Lectures & Talks
[PAST EVENT] NTS_Alex Youcis(University of Tokyo, Japan) _Title:A prismatic realization functor on integral Shimura varieties
2022 Fall POSTECH-PMI NUMBER THEORY SEMINAR
- Speaker : Alex Youcis(University of Tokyo, Japan)
- Time : 2022.10.06.(Thu) 16:00 ~ 18:00
- Online Streaming(Zoom)
Abstract : Shimura varieties are certain types of algebro-geometric objects attached to a reductive group $G$. Their geometry has been important in a wide range of applications; from differential geometry to number theory. That said, one of their most profound usages is in the Langlands program where they, or more particularly their etale cohomology, is expected to contain the global Langlands correspondence. Shimura varieties should be moduli spaces of certain motives with $G$-structure, and the various cohomology theories applied to these Shimura varieties should be closely related to the realizations of these motives in those cohomology theories.

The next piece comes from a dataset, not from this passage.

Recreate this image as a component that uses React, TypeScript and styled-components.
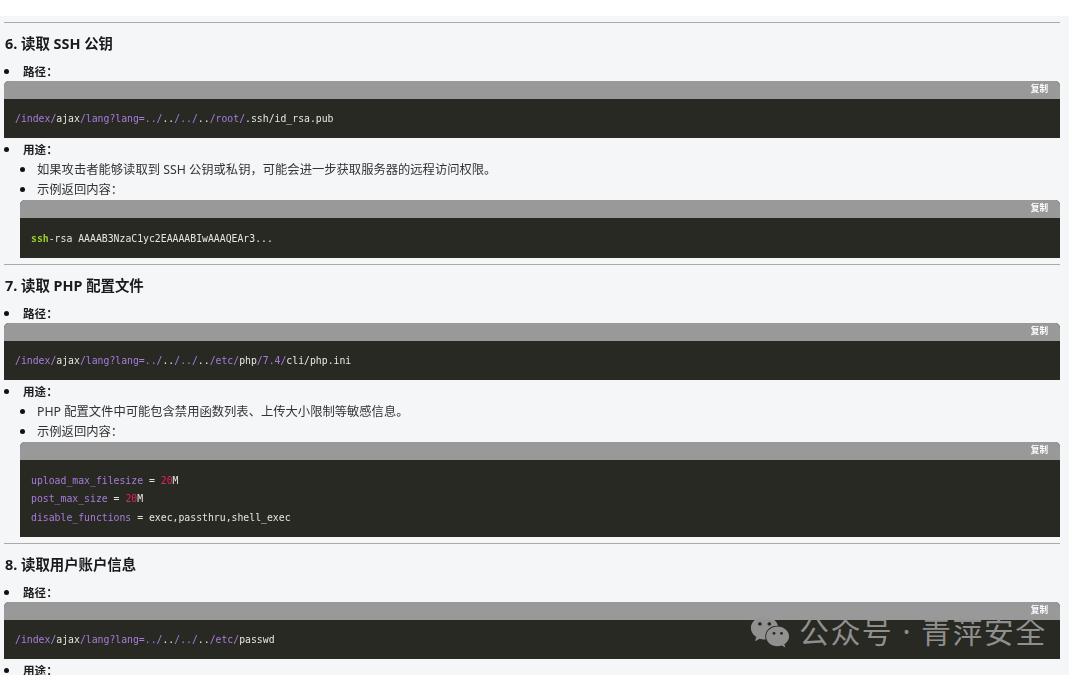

In the recent work of Bhatt and Scholze, most cohomology theories considered by number theorists have been shown to be avatars of a single unifying cohomology theory: prismatic cohomology. In this talk I will discuss ongoing work with Naoki Imai and Hiroki Kato on constructing a 'prismatic realization functor' on certain integral models of Shimura varieties of abelian type. This realization functor should be thought of as producing the 'prismatic cohomology' realization of the motives with $G$ structure that these Shimura varieties parameterize. We will then talk about applications of this result to the etale cohomology of such Shimura varieties.